Readers,
I’m all caught up with the wearable test of my leopard collar jacket project, and my next Coat Craze class at Treadle Yard Goods isn’t for another five days. What to do till then?
Start another coat project, of course!
This coat-making class I’m taking consists of five two-hour meetings spaced one or sometimes two weeks apart. When I registered for the class, I thought I would see how much I could maximize the value I could get. I asked myself where I needed the most help. Easy: fitting and pattern alteration are my top bugaboos. So I’d bring my fitting and pattern alteration problems to class.
My next challenge is usually the pattern instructions. Vintage patterns often call for construction techniques that are fussy by today’s standards. So I could get the teacher, Michele’s, advice on easier techniques that work at least as well.
If I could get fitting, pattern alteration, and construction advice during those precious contact hours, I would have solved 90 percent of my sewing problems.
Having figured out how best to use my time in class, I thought about what I could do outside class before and after each meeting.
If I applied just a little strategic planning, I could square away three coat patterns for sure, and probably more, in five meetings spaced out over seven weeks.

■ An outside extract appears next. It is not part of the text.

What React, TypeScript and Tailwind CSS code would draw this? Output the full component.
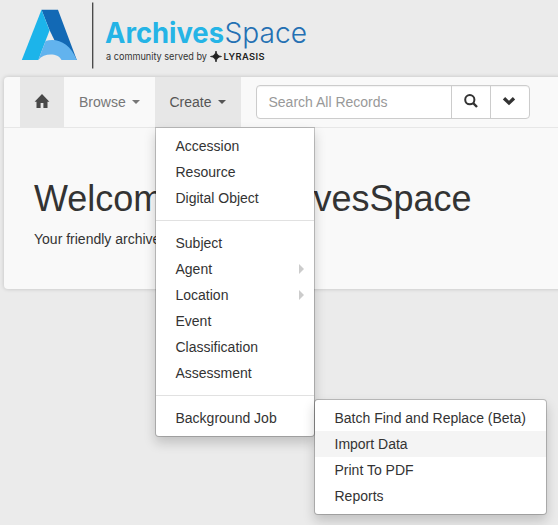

Not that I’d finish all the coats, of course, but I would have defined and gotten help with the actual challenges of each pattern, which have real solutions, rather than getting bogged down in countless imaginary challenges, for which the solutions are equally vague.
Wow!
Why didn’t I realize before how I could easily double or triple the results and the value of a class with just a little more planning? Working within the structure of a conventional class and making no unusual demands on the teacher, I am customizing my learning. More stuff is going to get sewn! Yay to that!
Okay, moving on to the particulars.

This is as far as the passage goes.